> Set problem: Search the material below for the word "components". Copy every line that has it.

> The input:
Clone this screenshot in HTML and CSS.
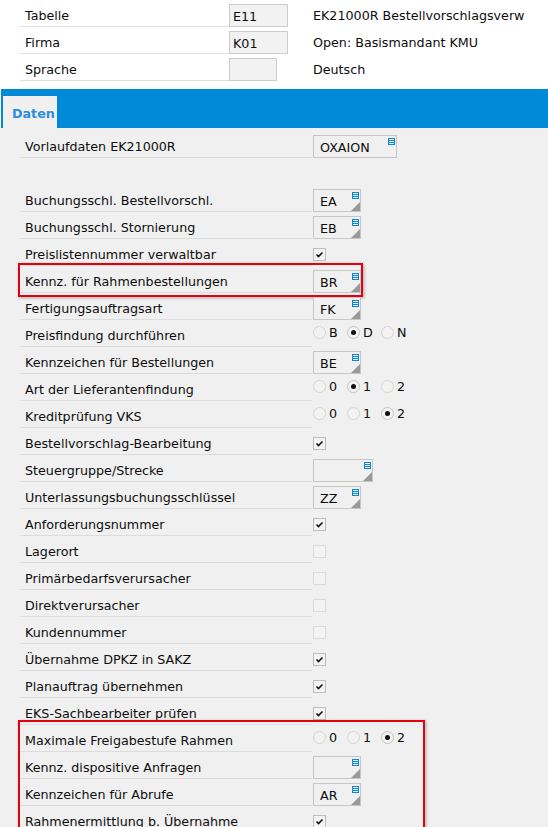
FILE: index.html
```html
<!DOCTYPE html>
<html lang="de">

<head>
  <meta charset="UTF-8">
  <title>Parameter EK21000R</title>
  <link rel="stylesheet" href="styles.css">
</head>

<body>
  <div id="head">
    <div class="hrow">
      <div class="hlabel">Tabelle</div>
      <div class="hcell"><div class="hbox">E11</div></div>
      <div class="hdesc">EK21000R Bestellvorschlagsverw</div>
    </div>
    <div class="hrow">
      <div class="hlabel">Firma</div>
      <div class="hcell"><div class="hbox">K01</div></div>
      <div class="hdesc">Open: Basismandant KMU</div>
    </div>
    <div class="hrow">
      <div class="hlabel">Sprache</div>
      <div class="hcell"><div class="hbox small"></div></div>
      <div class="hdesc">Deutsch</div>
    </div>
  </div>

  <div id="tab-bar">
    <div class="tab">Daten</div>
  </div>

  <div id="content">
    <!-- rows are rendered by the script below -->
  </div>

  <script>
    const rows = [
      { label: 'Vorlaufdaten EK21000R', type: 'box', value: 'OXAION', width: 84, noCorner: true },
      { type: 'blank' },
      { label: 'Buchungsschl. Bestellvorschl.', type: 'box', value: 'EA' },
      { label: 'Buchungsschl. Stornierung', type: 'box', value: 'EB' },
      { label: 'Preislistennummer verwaltbar', type: 'check', checked: true },
      { label: 'Kennz. für Rahmenbestellungen', type: 'box', value: 'BR', mark: 1 },
      { label: 'Fertigungsauftragsart', type: 'box', value: 'FK' },
      { label: 'Preisfindung durchführen', type: 'radio', options: ['B', 'D', 'N'], selected: 'D' },
      { label: 'Kennzeichen für Bestellungen', type: 'box', value: 'BE' },
      { label: 'Art der Lieferantenfindung', type: 'radio', options: ['0', '1', '2'], selected: '1' },
      { label: 'Kreditprüfung VKS', type: 'radio', options: ['0', '1', '2'], selected: '2' },
      { label: 'Bestellvorschlag-Bearbeitung', type: 'check', checked: true },
      { label: 'Steuergruppe/Strecke', type: 'box', value: '', width: 60 },
      { label: 'Unterlassungsbuchungsschlüssel', type: 'box', value: 'ZZ' },
      { label: 'Anforderungsnummer', type: 'check', checked: true },
      { label: 'Lagerort', type: 'check', checked: false },
      { label: 'Primärbedarfsverursacher', type: 'check', checked: false },
      { label: 'Direktverursacher', type: 'check', checked: false },
      { label: 'Kundennummer', type: 'check', checked: false },
      { label: 'Übernahme DPKZ in SAKZ', type: 'check', checked: true },
      { label: 'Planauftrag übernehmen', type: 'check', checked: true },
      { label: 'EKS-Sachbearbeiter prüfen', type: 'check', checked: true },
      { label: 'Maximale Freigabestufe Rahmen', type: 'radio', options: ['0', '1', '2'], selected: '2', mark: 2 },
      { label: 'Kennz. dispositive Anfragen', type: 'box', value: '', mark: 2 },
      { label: 'Kennzeichen für Abrufe', type: 'box', value: 'AR', mark: 2 },
      { label: 'Rahmenermittlung b. Übernahme', type: 'check', checked: true, mark: 2 }
    ];

    const listIcon = `<svg class="list-icon" width="7" height="7" viewBox="0 0 7 7">
        <rect x="0.5" y="0.5" width="6" height="6" fill="none" stroke="#0a86da"/>
        <path d="M0 2.5H7M0 4.5H7" stroke="#0a86da"/>
      </svg>`;

    const checkMark = `<svg width="11" height="11" viewBox="0 0 11 11">
        <path d="M2.5 5.5L4.5 7.5L8.5 3.5" fill="none" stroke="#111" stroke-width="1.6"/>
      </svg>`;

    function renderControl(row) {
      if (row.type === 'box') {
        return `<div class="box" style="width: ${row.width || 48}px">
            ${row.value}${listIcon}${row.noCorner ? '' : '<span class="corner"></span>'}
          </div>`;
      }
      if (row.type === 'check') {
        return `<div class="check ${row.checked ? 'on' : ''}">${row.checked ? checkMark : ''}</div>`;
      }
      if (row.type === 'radio') {
        return `<div class="radios">` + row.options.map(o => `
            <div class="opt"><span class="radio ${o === row.selected ? 'on' : ''}"></span>${o}</div>`).join('') +
          `</div>`;
      }
      return '';
    }

    function renderRow(row) {
      const rowDiv = document.createElement('div');
      rowDiv.classList.add('row');
      if (row.type === 'blank') {
        rowDiv.classList.add('blank');
        return rowDiv;
      }
      rowDiv.innerHTML = `
          <div class="label">${row.label}</div>
          <div class="ctrl">${renderControl(row)}</div>
        `;
      return rowDiv;
    }

    function renderContent() {
      const contentDiv = document.getElementById('content');
      contentDiv.innerHTML = '';
      let group = null;
      let groupId = null;
      rows.forEach(row => {
        if (row.mark) {
          if (groupId !== row.mark) {
            group = document.createElement('div');
            group.classList.add('mark', 'mark-' + row.mark);
            contentDiv.appendChild(group);
            groupId = row.mark;
          }
          group.appendChild(renderRow(row));
        } else {
          groupId = null;
          contentDiv.appendChild(renderRow(row));
        }
      });
    }

    renderContent();
  </script>
</body>

</html>
```

FILE: styles.css
```css
html {
  overflow: hidden;
}

body {
  margin: 0;
  background-color: #ffffff;
  color: #0d0d0d;
  font-family: "DejaVu Sans", Verdana, sans-serif;
  font-size: 12.7px;
}

#head {
  padding-left: 20px;
}

.hrow {
  display: flex;
  height: 27px;
}

.hlabel {
  width: 209px;
  height: 27px;
  box-sizing: border-box;
  padding: 4px 0 0 5px;
  display: flex;
  align-items: center;
  border-bottom: 1px solid #e0e0e0;
}

.hcell {
  width: 84px;
}

.hbox {
  margin-top: 4px;
  width: 59px;
  height: 23px;
  box-sizing: border-box;
  padding: 2px 0 0 3px;
  display: flex;
  align-items: center;
  border: 1px solid #cccccc;
  background-color: #f2f2f2;
}

.hbox.small {
  width: 48px;
}

.hdesc {
  display: flex;
  align-items: center;
  padding-top: 4px;
}

#tab-bar {
  margin: 8px 0 0 1px;
  height: 39px;
  padding-left: 2px;
  display: flex;
  align-items: flex-end;
  background-color: #0089d6;
}

.tab {
  width: 54px;
  height: 32px;
  box-sizing: border-box;
  padding: 2px 0 0 9px;
  display: flex;
  align-items: center;
  background-color: #f0f0f0;
  color: #2c8edd;
  font-weight: bold;
}

#content {
  background-color: #f0f0f0;
  padding: 3px 0 0 20px;
  min-height: 720px;
}

.row {
  display: flex;
  height: 27px;
}

.label {
  width: 292px;
  height: 27px;
  box-sizing: border-box;
  padding: 4px 0 0 5px;
  display: flex;
  align-items: center;
  border-bottom: 1px solid #dcdcdc;
}

.ctrl {
  margin-left: 1px;
}

.box {
  position: relative;
  margin-top: 4px;
  height: 23px;
  box-sizing: border-box;
  padding: 2px 0 0 6px;
  display: flex;
  align-items: center;
  border: 1px solid #c6c6c6;
  background-color: #f0f0f0;
}

.list-icon {
  position: absolute;
  top: 2px;
  right: 1px;
}

.corner {
  position: absolute;
  right: 0;
  bottom: 0;
  width: 0;
  height: 0;
  border-left: 9px solid transparent;
  border-bottom: 9px solid #999999;
}

.check {
  margin-top: 9px;
  width: 13px;
  height: 13px;
  box-sizing: border-box;
  display: flex;
  align-items: center;
  justify-content: center;
  border: 1px solid #dadada;
  background-color: #f3f3f3;
}

.check.on {
  border-color: #bdbdbd;
}

.radios {
  display: flex;
  margin-top: 6px;
}

.opt {
  width: 34px;
  height: 13px;
  display: flex;
  align-items: center;
  gap: 3px;
}

.radio {
  position: relative;
  width: 13px;
  height: 13px;
  box-sizing: border-box;
  border: 1px solid #d4d4d4;
  border-radius: 50%;
  background-color: #f2f2f2;
}

.radio.on {
  border-color: #c4c4c4;
}

.radio.on::after {
  content: "";
  position: absolute;
  left: 3px;
  top: 3px;
  width: 5px;
  height: 5px;
  border-radius: 50%;
  background-color: #111111;
}

.mark {
  position: relative;
}

.mark::after {
  content: "";
  position: absolute;
  left: -2px;
  box-sizing: border-box;
  border: 2px solid #e3000f;
  box-shadow: 1px 1px 3px rgba(0, 0, 0, 0.3);
  pointer-events: none;
}

.mark-1::after {
  top: -3px;
  width: 345px;
  height: 34px;
}

.mark-2::after {
  top: -5px;
  width: 407px;
  height: 116px;
}
```
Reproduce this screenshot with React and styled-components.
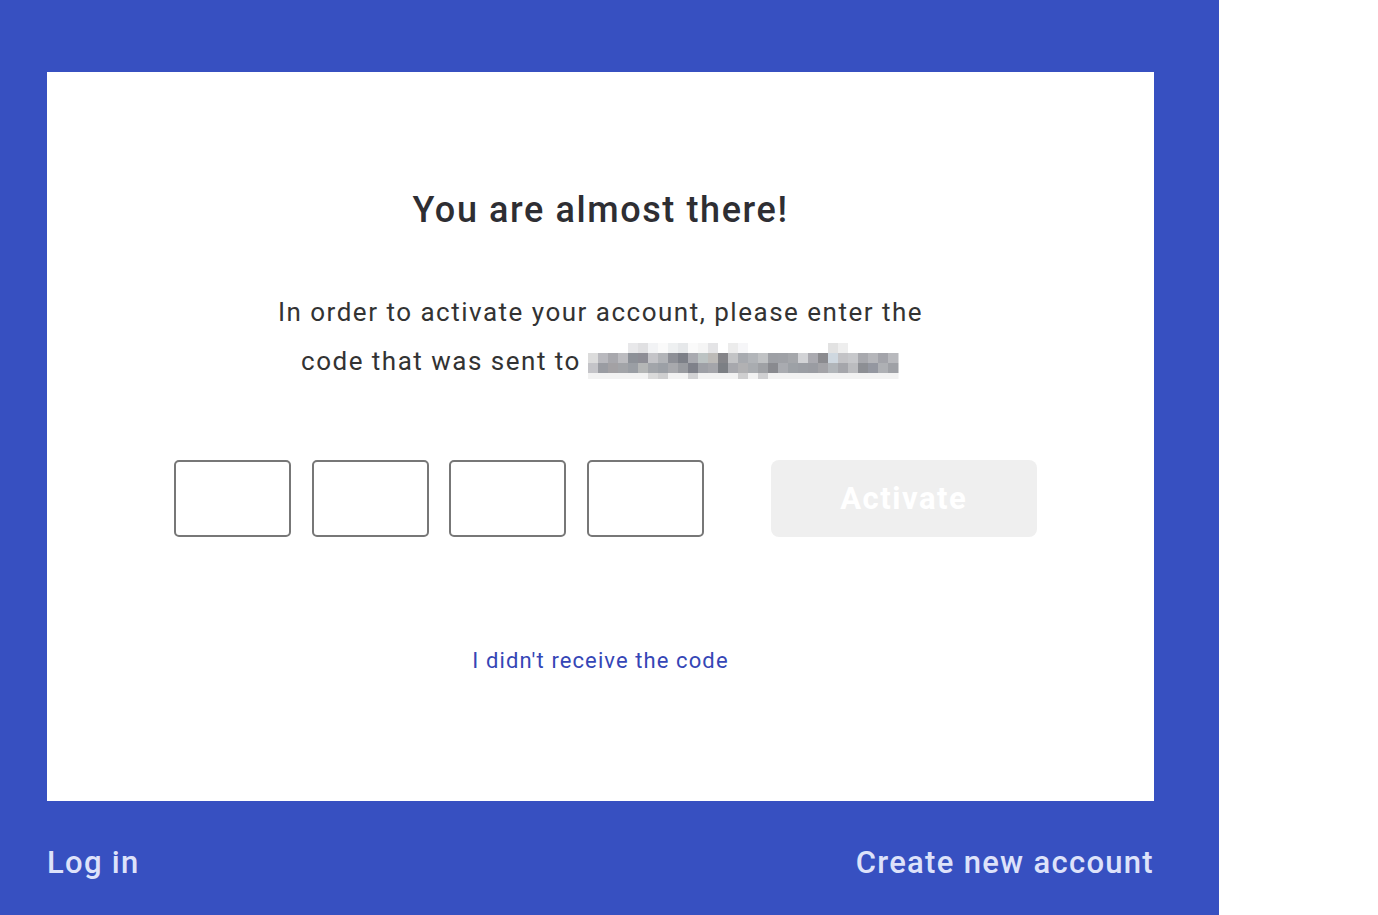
import styled, { createGlobalStyle } from "styled-components";

const GlobalStyle = createGlobalStyle`
  body {
    margin: 0;
    background: #ffffff;
    font-family: Roboto, "Liberation Sans", sans-serif;
  }
`;

const Page = styled.div`
  display: flex;
  width: 100vw;
  height: 100vh;
  background: #ffffff;
`;

const Panel = styled.div`
  width: 1219px;
  height: 915px;
  box-sizing: border-box;
  padding: 72px 65px 0 47px;
  background: #3750c1;
  display: flex;
  flex-direction: column;
`;

const Card = styled.div`
  height: 729px;
  background: #ffffff;
  display: flex;
  flex-direction: column;
  align-items: center;
  padding-top: 117px;
  box-sizing: border-box;
`;

const Title = styled.h1`
  margin: 0;
  font-size: 36px;
  line-height: 42px;
  font-weight: 500;
  letter-spacing: 1.6px;
  color: #2e2e33;
`;

const Text = styled.p`
  margin: 57px 0 0;
  font-size: 26px;
  line-height: 49px;
  letter-spacing: 1.5px;
  color: #333333;
  text-align: center;
`;

const Email = styled.svg`
  display: inline-block;
  vertical-align: -9px;
  margin-left: 7px;
`;

const CodeRow = styled.div`
  display: flex;
  align-items: center;
  margin-top: 74px;
  margin-left: 10px;
`;

const Digit = styled.input`
  width: 117px;
  height: 77px;
  box-sizing: border-box;
  border: 2px solid #777777;
  border-radius: 5px;
  margin-right: ${(p) => (p.$last ? "67px" : "20.5px")};
  background: #ffffff;
  outline: none;
`;

const ActivateButton = styled.button`
  width: 266px;
  height: 77px;
  border: none;
  border-radius: 8px;
  background: #efefef;
  color: #ffffff;
  font-family: Roboto, "Liberation Sans", sans-serif;
  font-size: 31px;
  font-weight: 700;
  letter-spacing: 1.5px;
  cursor: default;
`;

const ResendLink = styled.a`
  margin-top: 111px;
  font-size: 22px;
  line-height: 26px;
  letter-spacing: 1.1px;
  color: #3546b6;
  cursor: pointer;
`;

const Footer = styled.div`
  flex: 1;
  display: flex;
  align-items: center;
  justify-content: space-between;
  padding-top: 8px;
`;

const FooterLink = styled.a`
  font-size: 31px;
  font-weight: 500;
  letter-spacing: 1.3px;
  color: #dde2fa;
  cursor: pointer;
`;

const shades = [
  ["#fff", "#fff", "#fff", "#fff", "#e8e8ea", "#e0e0e2", "#f2f3f5", "#fafafa", "#eef0f1", "#e6e8ea", "#fafafa", "#f5f5f5", "#e4e4e6", "#fff", "#ececec", "#f6f6f8", "#fff", "#fff", "#fff", "#fff", "#fff", "#fff", "#fff", "#fff", "#e2e2e2", "#eeeeee", "#fff", "#fff", "#fff", "#fff", "#fff"],
  ["#dcdcdc", "#b9b9be", "#a8a8ad", "#bcbcc0", "#8d9198", "#8e8e96", "#c4c4c8", "#b2b4b8", "#8e9097", "#7d8088", "#a9aab0", "#bcc3c3", "#bdbbb8", "#858589", "#c3c4c6", "#a8abb0", "#b2b5b9", "#c0c2c4", "#9ea0a5", "#9fa1a6", "#a5a7ab", "#d2d3d6", "#aaaab0", "#8b8b8f", "#cfd8e0", "#c3c3c6", "#c7c8cb", "#a8a9ae", "#b5b6ba", "#a3a4aa", "#b8b9bd"],
  ["#c4c4c8", "#9a9ca2", "#a3a1a4", "#a2a4a8", "#9a9ea4", "#b4b6b6", "#a2a5aa", "#9ca0a6", "#a8a9ad", "#999ba0", "#7f818a", "#9ea0a6", "#a4a5aa", "#7c7f84", "#a7a8ad", "#b1b1b3", "#a9acb0", "#9fa1a5", "#898a8f", "#a9abb0", "#9da1a6", "#9b9ea4", "#9a9ca2", "#a3a3a7", "#b1b5b9", "#a5a6ab", "#bbbcbf", "#8d8f94", "#9497a0", "#aeb0b4", "#9fa1a6"],
  ["#f2f2f2", "#f2f2f2", "#f2f2f2", "#f2f2f2", "#f2f2f2", "#f2f2f2", "#dadada", "#cfcfd0", "#f2f2f2", "#f2f2f2", "#d2d2d4", "#f2f2f2", "#f2f2f2", "#f2f2f2", "#f2f2f2", "#cfcfd0", "#f2f2f2", "#d0d0d2", "#f2f2f2", "#f2f2f2", "#f2f2f2", "#f2f2f2", "#f2f2f2", "#f2f2f2", "#f2f2f2", "#f2f2f2", "#f2f2f2", "#f2f2f2", "#f2f2f2", "#f2f2f2", "#f2f2f2"],
];
const rowY = [0, 10, 20, 30];
const rowH = [10, 10, 10, 6];

const BlurredEmail = () => (
  <Email width="312" height="36" viewBox="0 0 312 36" aria-label="hidden email">
    {shades.map((row, r) =>
      row.map((c, i) => (
        <rect key={`${r}-${i}`} x={i * 10} y={rowY[r]} width="10.5" height={rowH[r]} fill={c} />
      ))
    )}
  </Email>
);

const App = () => {
  return (
    <Page>
      <GlobalStyle />
      <Panel>
        <Card>
          <Title>You are almost there!</Title>
          <Text>
            In order to activate your account, please enter the
            <br />
            code that was sent to
            <BlurredEmail />
          </Text>
          <CodeRow>
            <Digit maxLength={1} />
            <Digit maxLength={1} />
            <Digit maxLength={1} />
            <Digit maxLength={1} $last />
            <ActivateButton disabled>Activate</ActivateButton>
          </CodeRow>
          <ResendLink>I didn't receive the code</ResendLink>
        </Card>
        <Footer>
          <FooterLink>Log in</FooterLink>
          <FooterLink>Create new account</FooterLink>
        </Footer>
      </Panel>
    </Page>
  );
};

export default App;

> Solution:
Reproduce this screenshot with React and styled-components.
import styled, { createGlobalStyle } from "styled-components";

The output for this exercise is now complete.